Due to the increasingly competitive labour market in Tanzania, attention is shifting to entrepreneurship. But, an entrepreneurship-enabling environment is very important.
Demographic groups have issues specific for themselves in the context of entrepreneurship. One group is that of youths. The group forms the largest, most dynamic, vibrant, innovative and potential segment of Tanzanian youthful nation. Given the importance of youth entrepreneurship, selected issues on the matter are highlighted in this piece.
Lost entrepreneurial era
In order to understand the current entrepreneurship space in Tanzania, it is very important to look at the country’s history. There are two major epochs in the development of entrepreneurship in Tanzania. The first one is the time period between 1967 and the mid-1980s.
This was an epoch that characterises Tanzania’s socialist past. The country embraced state controlled economy.
There was no room for a market economy due to the dominance of Marxist/Leninist-oriented social, political and most importantly economic thinking. Private sector development in general and free enterprises in particular had no room to flourish. One experienced anti-entrepreneurial educational, political, legal, policy and regulatory environment in this epoch. It is an epoch where attempting to create free private enterprise was more or less equivalent to being an enemy of the state. This was arguably the dark age and lost years in the context of entrepreneurial development in Tanzania.
Good entrepreneurial era
The major and far-reaching reforms in the management of Tanzania’s economy saw the light of the day from the mid 1980s onwards. This is the time when the country embraced private sector and market-led economic policies. Among others, this new era marked the beginning of somehow entrepreneurship friendly educational, political, legal, policy and regulatory environment. It is in this era where the corporate chiefs and captains and titans of the industry both small and big, started walking proudly. One looks forward to seeing better and eventually best entrepreneurial years in Tanzania.

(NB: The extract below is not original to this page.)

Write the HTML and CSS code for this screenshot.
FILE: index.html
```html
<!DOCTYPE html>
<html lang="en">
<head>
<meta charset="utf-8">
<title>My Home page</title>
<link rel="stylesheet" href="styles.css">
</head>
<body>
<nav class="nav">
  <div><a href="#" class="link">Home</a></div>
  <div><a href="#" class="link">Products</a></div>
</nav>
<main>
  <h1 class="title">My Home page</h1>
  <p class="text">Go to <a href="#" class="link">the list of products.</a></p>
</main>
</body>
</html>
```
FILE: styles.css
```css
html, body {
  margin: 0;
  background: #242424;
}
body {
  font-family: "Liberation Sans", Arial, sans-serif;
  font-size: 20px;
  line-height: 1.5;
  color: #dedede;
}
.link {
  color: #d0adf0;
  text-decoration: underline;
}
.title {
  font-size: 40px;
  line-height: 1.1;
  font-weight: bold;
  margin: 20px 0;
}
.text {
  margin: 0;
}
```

Increasingly, youth of all calibre in Tanzania are becoming more and more aware of, as well as interested in entrepreneurship.
The good attitude of becoming job creators rather than job seekers is arguably slowly penetrating in some minds. This has been partly the case due to the rather tight and ever competitive labour market. It has also been caused by various policy and educational interventions.

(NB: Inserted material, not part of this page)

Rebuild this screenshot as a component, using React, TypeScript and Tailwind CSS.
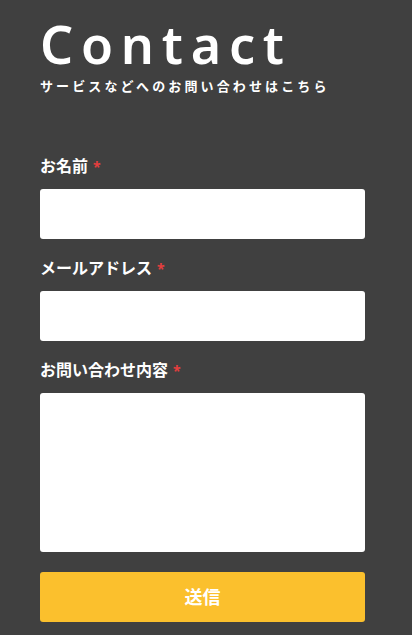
export default function App() {
  const fields = [
    { label: "お名前", id: "name" },
    { label: "メールアドレス", id: "email" },
  ]

  return (
    <div
      className="min-h-[635px] bg-[#404040] pl-10 pr-[47px] pt-[14px] pb-3 text-white"
      style={{ fontFamily: '"Noto Sans", "Noto Sans CJK JP", sans-serif' }}
    >
      {/* Heading */}
      <h1 className="text-[52px] font-semibold leading-[60px] tracking-[0.15em]">Contact</h1>
      <p className="mt-[2px] text-[13px] font-bold leading-5 tracking-[0.24em]">
        サービスなどへのお問い合わせはこちら
      </p>

      {/* Form */}
      <form className="mt-[58px] flex flex-col" onSubmit={(e) => e.preventDefault()}>
        {fields.map((f) => (
          <div key={f.id} className="mb-[17px]">
            <label htmlFor={f.id} className="block text-[16px] font-bold leading-6">
              {f.label}
              <span className="ml-[5px] text-[14px] text-[#e53e3e]">*</span>
            </label>
            <input id={f.id} className="mt-[10px] block h-[50px] w-full rounded-[3px] bg-white text-black outline-none" />
          </div>
        ))}
        <div>
          <label htmlFor="message" className="block text-[16px] font-bold leading-6">
            お問い合わせ内容
            <span className="ml-[5px] text-[14px] text-[#e53e3e]">*</span>
          </label>
          <textarea id="message" className="mt-[10px] block h-[159px] w-full resize-none rounded-[3px] bg-white text-black outline-none" />
        </div>
        <button type="submit" className="mt-[20px] h-[50px] w-full rounded-[3px] bg-[#fbc02d] text-[18px] font-bold text-white">
          送信
        </button>
      </form>
    </div>
  )
}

Finance for youth entrepreneurship
Availability of finance was a big challenge before the mid-1980s. This was due to the rather limited space in the supply side of financial services providers. Banking and non-banking financial institutions were in short supply before the liberalizations of the mid 1980s and 1990s. After the liberalisation of various sectors including the financial one, the challenge of availability of finance was almost kissed goodbye thanks to the multiplicity of financial institutions that established themselves in Tanzania. What has remained a challenge however is access to the generally available funds. Youth in particular face extra hurdles in accessing the available finance as partly outlined below.
Barriers in accessing finance
There is a long litany when it comes to reciting barriers that stand between the available finance on one hand and youth on the other.
These barriers take the form of requirements that most financial institutions put forward for those wanting to access their available funds.
Requirements for accessing funds from a financier include having formal business with business licence and business address; having good, convincing and bankable business plan; having traditional collateral; good business records including sales, sales revenues and profit; indicating reputable referees; ability to pay loan processing fees; paying high interest and, at times, rough treatment for delayed repayment or default.
All these and many other factors are barriers to youth to access finance. They may be understandable from financial institutions business perspectives, but they remain necessary evils that can be solved.
Recognizing the need to support youth in their entrepreneurial ventures is not a contested territory.
Among the most important issues is identifying the game changer that will turn the entrepreneurial potentials in Tanzanian youths into reality. Among such game changing approaches include provision of adequate training, mentoring and access to finance for the country’s bulging population of young men and women. It is in this context that various initiatives to unleash the entrepreneurial potential in youth must be supported by all.